### WORK TO COMPLETE
Using the material that follows, identify and copy each line with the string "index".

### DATA BLOCK
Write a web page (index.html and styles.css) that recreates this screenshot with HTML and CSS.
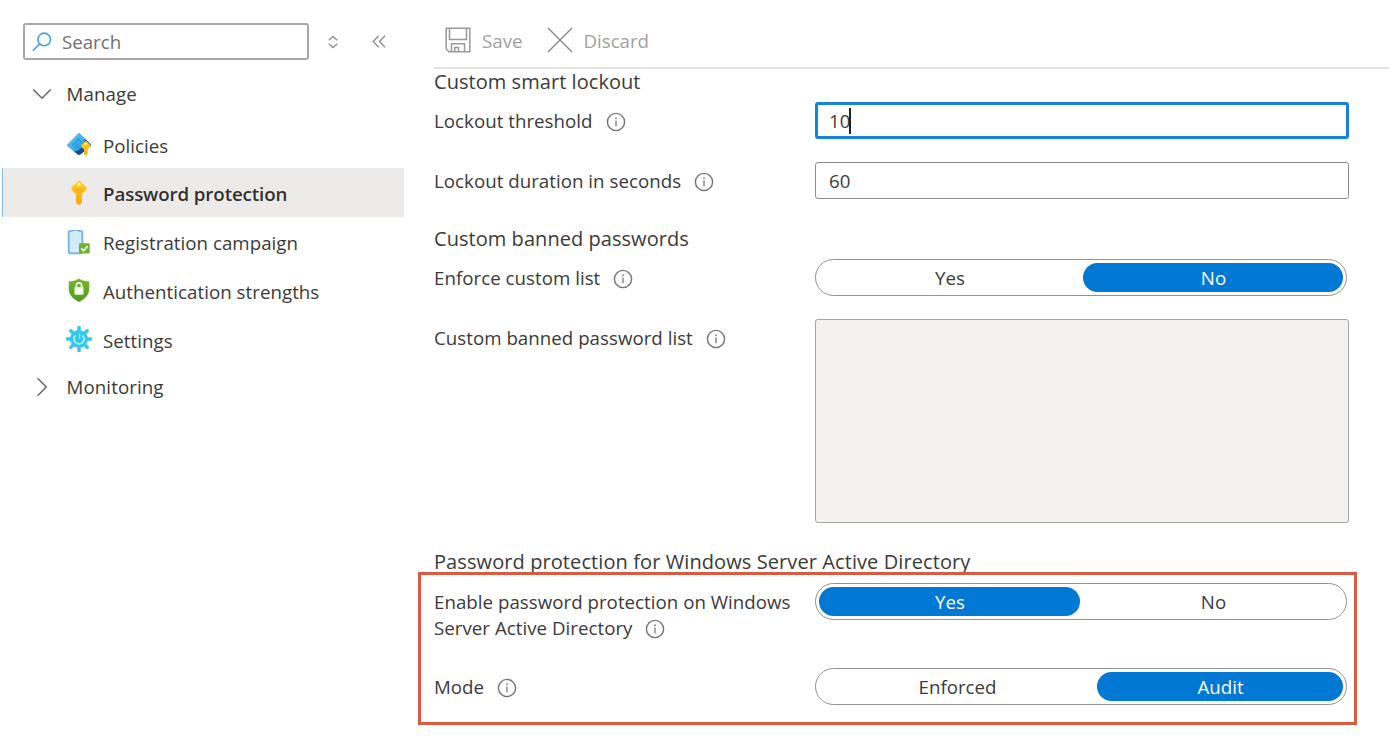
FILE: index.html
```html
<!DOCTYPE html>
<html lang="en">
<head>
<meta charset="utf-8">
<title>Password protection</title>
<link rel="stylesheet" href="styles.css">
</head>
<body>
<svg class="defs" width="0" height="0">
  <defs>
    <symbol id="info" viewBox="0 0 20 20"><circle cx="10" cy="10" r="8.600" fill="none" stroke="#757575" stroke-width="1.400"/><path d="M10 8.600v5.600" stroke="#8a8a8a" stroke-width="1.500"/><circle cx="10" cy="6.200" r="1" fill="#8a8a8a"/></symbol>
    <linearGradient id="blue" x1="0" y1="0" x2="1" y2="1"><stop offset="0" stop-color="#5fd3f5"/><stop offset="1" stop-color="#1b86d6"/></linearGradient>
    <linearGradient id="gold" x1="0" y1="0" x2="0" y2="1"><stop offset="0" stop-color="#ffcf1f"/><stop offset="1" stop-color="#fbab12"/></linearGradient>
    <linearGradient id="green" x1="0" y1="0" x2="0" y2="1"><stop offset="0" stop-color="#76b82a"/><stop offset="1" stop-color="#4f9a17"/></linearGradient>
  </defs>
</svg>
<div class="page">
  <nav class="sidebar">
    <div class="search-row">
      <div class="search">
        <svg class="search-icon" width="20" height="20" viewBox="0 0 20 20" fill="none" stroke="#4a9fe0" stroke-width="1.600"><circle cx="12.200" cy="7.400" r="6.300"/><path d="M7.700 11.900L.8 18.800"/></svg>
        <span>Search</span>
      </div>
      <svg class="sort" width="12" height="14" viewBox="0 0 12 14" fill="none" stroke="#8f8f8f" stroke-width="1.400"><path d="M1.800 5.300L6 1.500l4.200 3.800M1.800 8.700L6 12.500l4.200-3.800"/></svg>
      <svg class="collapse" width="14" height="13" viewBox="0 0 14 13" fill="none" stroke="#8f8f8f" stroke-width="1.400"><path d="M6.700.8L1.200 6.500l5.500 5.700M13 .8L7.500 6.500l5.500 5.700"/></svg>
    </div>
    <div class="group manage">
      <svg width="20" height="20" viewBox="0 0 20 20" fill="none" stroke="#666" stroke-width="1.500"><path d="M1.300 5.500L10 14.300l8.700-8.800"/></svg>
      <span>Manage</span>
    </div>
    <div class="item">
      <svg width="26" height="26" viewBox="0 0 26 26"><path d="M12.200 2.200Q13 1.600 13.800 2.200L24.800 13.500Q25.300 14.300 24.500 15L14.500 23.300Q13 24.200 11.500 23.300L1.200 15Q.6 14.300 1.200 13.500z" fill="url(#blue)"/><path d="M16.500 15L19 8l5.800 5.600q.5.800-.3 1.500L14.800 23.200q-1.800 1-3.300 0L8 20.200q5 .5 8.500-5.200z" fill="#174a91"/><path d="M6.500 14.500l6-6.300 4.500 4.800-4.500 4.500-3-2.500 3-2.500" fill="none" stroke="#2a9be2" stroke-width="1.600"/><path d="M19 10.300Q19.800 9.600 20.600 10.300L24.300 13.900Q25 15 24.300 15.900L21.600 18.500V23.200L19.800 24.800 18 23.200V18.500L15.300 15.900Q14.600 15 15.300 13.900z" fill="url(#gold)"/><circle cx="19.800" cy="13" r="1.100" fill="#fff3b0"/></svg>
      <span>Policies</span>
    </div>
    <div class="item selected">
      <svg width="26" height="26" viewBox="0 0 26 26"><path d="M11.600 1.400Q13 .2 14.400 1.400L20.200 7Q21.600 8.500 20.200 10L16 14.200V22.500L13.900 24.700Q13 25.400 12.100 24.700L10 22.500V14.200L5.800 10Q4.400 8.500 5.800 7z" fill="url(#gold)"/><circle cx="13" cy="4.500" r="1.700" fill="#fff0bd"/><path d="M9 9.300h8M9 11.200h8" stroke="#f8a813" stroke-width="1"/><path d="M12 15v7.500" stroke="#f59c12" stroke-width="1"/></svg>
      <span>Password protection</span>
    </div>
    <div class="item">
      <svg width="26" height="26" viewBox="0 0 26 26"><rect x="2.700" y="1.800" width="13.600" height="22.500" rx="1.800" fill="#d1ecfb" stroke="#73b1ee" stroke-width="1.800"/><path d="M7.200 2.700h4.600" stroke="#fff" stroke-width="1.200"/><rect x="13" y="14.300" width="10.700" height="10.200" rx=".8" fill="#6bb52d"/><path d="M15.200 19.300l2.300 2.400 4.100-4.600" fill="none" stroke="#fff" stroke-width="1.600"/></svg>
      <span>Registration campaign</span>
    </div>
    <div class="item">
      <svg width="26" height="26" viewBox="0 0 26 26"><path d="M13 1.400C16.500 3.900 19.500 4.100 23.200 4.200V12.300C23.200 18.500 18 22.500 13 25 8 22.500 2.800 18.500 2.800 12.300V4.200C6.500 4.100 9.500 3.900 13 1.400z" fill="url(#green)"/><path d="M10.300 11V8.700q0-2.800 2.700-2.800t2.700 2.800V11" fill="none" stroke="#fff" stroke-width="1.700"/><rect x="8.500" y="10" width="9" height="7.700" rx=".8" fill="#f4faea"/></svg>
      <span>Authentication strengths</span>
    </div>
    <div class="item">
      <svg width="26" height="26" viewBox="0 0 26 26"><circle cx="13" cy="13" r="9" fill="#32c8f0"/><path d="M13 1.300v23.400M1.300 13h23.400M4.800 4.800l16.400 16.400M21.200 4.800L4.800 21.200" stroke="#32c8f0" stroke-width="3.400" stroke-linecap="round"/><path d="M9.500 9.400A5 5 0 1 0 16.500 9.400" fill="none" stroke="#b9f0fd" stroke-width="1.700"/><path d="M13.500 7.300v5.700" fill="none" stroke="#8fe3f8" stroke-width="1.400"/></svg>
      <span>Settings</span>
    </div>
    <div class="group monitoring">
      <svg width="20" height="20" viewBox="0 0 20 20" fill="none" stroke="#666" stroke-width="1.500"><path d="M5.500 1.300L14.300 10l-8.800 8.700"/></svg>
      <span>Monitoring</span>
    </div>
  </nav>

  <main class="content">
    <header class="toolbar">
      <svg width="26" height="26" viewBox="0 0 26 26" fill="none" stroke="#999" stroke-width="1.500"><path d="M1.200 1.200h23.600v23.600H4L1.200 22zM4.500 1.200v11.300h17V1.200M6.500 24.500v-7.700h13v7.700M9.700 24.500v-4h3.800v4"/></svg>
      <span class="save">Save</span>
      <svg width="26" height="26" viewBox="0 0 26 26" fill="none" stroke="#8d8d8d" stroke-width="1.500"><path d="M1 1l24 24M25 1L1 25"/></svg>
      <span class="discard">Discard</span>
    </header>

    <h2 class="heading first">Custom smart lockout</h2>
    <div class="row">
      <div class="label">Lockout threshold<svg class="info"><use href="#info"/></svg></div>
      <div class="field focused">10<span class="caret"></span></div>
    </div>
    <div class="row">
      <div class="label">Lockout duration in seconds<svg class="info"><use href="#info"/></svg></div>
      <div class="field">60</div>
    </div>

    <h2 class="heading banned">Custom banned passwords</h2>
    <div class="row">
      <div class="label">Enforce custom list<svg class="info"><use href="#info"/></svg></div>
      <div class="toggle"><span class="option">Yes</span><span class="option active">No</span></div>
    </div>
    <div class="row">
      <div class="label">Custom banned password list<svg class="info"><use href="#info"/></svg></div>
      <div class="textarea"></div>
    </div>

    <h2 class="heading directory">Password protection for Windows Server Active Directory</h2>
    <div class="row tall">
      <div class="label">Enable password protection on Windows<br>Server Active Directory<svg class="info"><use href="#info"/></svg></div>
      <div class="toggle"><span class="option active">Yes</span><span class="option">No</span></div>
    </div>
    <div class="row">
      <div class="label">Mode<svg class="info"><use href="#info"/></svg></div>
      <div class="toggle mode"><span class="option">Enforced</span><span class="option active">Audit</span></div>
    </div>
  </main>
  <div class="highlight"></div>
</div>
</body>
</html>
```
FILE: styles.css
```css
* { box-sizing: border-box; }
body {
  margin: 0;
  background: #fff;
  color: #3b3a39;
  font: 18.7px/26px "Open Sans", "Noto Sans", sans-serif;
}
svg { display: block; flex: none; }
.defs { position: absolute; }
.page {
  position: relative;
  display: flex;
  width: 1389px;
  height: 752px;
  overflow: hidden;
}

/* Navigation */
.sidebar { width: 434px; flex: none; padding: 23px 30px 0 2px; }
.search-row { display: flex; align-items: center; height: 37px; padding-left: 21px; }
.search {
  display: flex;
  align-items: center;
  gap: 10px;
  width: 286px;
  height: 37px;
  padding-left: 8px;
  border: 2px solid #a9a7a5;
  border-radius: 3px;
  color: #707070;
}
.search-icon { margin-left: -1px; }
.sort { margin-left: 18px; }
.collapse { margin-left: 33px; }
.group { display: flex; align-items: center; gap: 14.500px; padding-left: 30px; letter-spacing: .1px; }
.manage { height: 51px; margin-top: 8.300px; }
.monitoring { height: 48px; }
.item {
  display: flex;
  align-items: center;
  gap: 11.500px;
  height: 48.750px;
  padding: 1px 0 0 62.500px;
  border-left: 1px solid transparent;
}
.item span { padding-top: 3px; letter-spacing: .04px; }
.selected {
  background: #edebe9;
  border-left-color: #81bcea;
  color: #323130;
  font-weight: 600;
}
.selected span { letter-spacing: -.1px; }

/* Form */
.content { flex: 1; }
.toolbar {
  display: flex;
  align-items: center;
  height: 69px;
  padding: 12px 0 0 11px;
  border-bottom: 2px solid #e1e1e1;
  color: #a19f9d;
}
.save { margin: 3px 25px 0 11px; }
.discard { margin: 3px 0 0 10px; }
.heading {
  height: 24px;
  margin: 0 0 9px;
  font-size: 20px;
  font-weight: 400;
  line-height: 25px;
  letter-spacing: .05px;
  white-space: nowrap;
}
.banned { margin-top: 27px; }
.directory { margin-top: 26px; margin-bottom: 10px; letter-spacing: .09px; }
.row {
  display: grid;
  grid-template-columns: 381px 534px;
  align-items: start;
  margin-bottom: 23px;
}
.tall { margin-bottom: 27.500px; }
.label { padding-top: 5.500px; letter-spacing: .03px; white-space: nowrap; }
.info {
  display: inline-block;
  width: 20px;
  height: 20px;
  margin-left: 13px;
  margin-bottom: -4px;
  vertical-align: baseline;
}
.field {
  display: flex;
  align-items: center;
  height: 37px;
  padding-left: 13px;
  border: 1.500px solid #8f8d8b;
  border-radius: 3px;
}
.focused { padding-left: 11px; border: 3px solid #1683d8; }
.caret { width: 1.500px; height: 26px; margin-left: -1px; background: #222; }
.textarea {
  height: 204px;
  border: 1.500px solid #a8a6a4;
  border-radius: 3px;
  background: #f3f2f1;
}
.toggle {
  display: grid;
  grid-template-columns: 261px 260px;
  justify-content: space-between;
  width: 532px;
  height: 37px;
  padding: 3px;
  border: 1.500px solid #929292;
  border-radius: 19px;
}
.mode { grid-template-columns: 276px 246px; }
.option {
  display: flex;
  align-items: center;
  justify-content: center;
  padding-left: 1px;
  border-radius: 15px;
}
.active { background: #0078d4; color: #fff; }

/* Callout frame */
.highlight {
  position: absolute;
  left: 418px;
  top: 572px;
  width: 939px;
  height: 153px;
  border: 3px solid #dc5a40;
}
```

### TASK SOLUTION
Write a web page (index.html and styles.css) that recreates this screenshot with HTML and CSS.
FILE: index.html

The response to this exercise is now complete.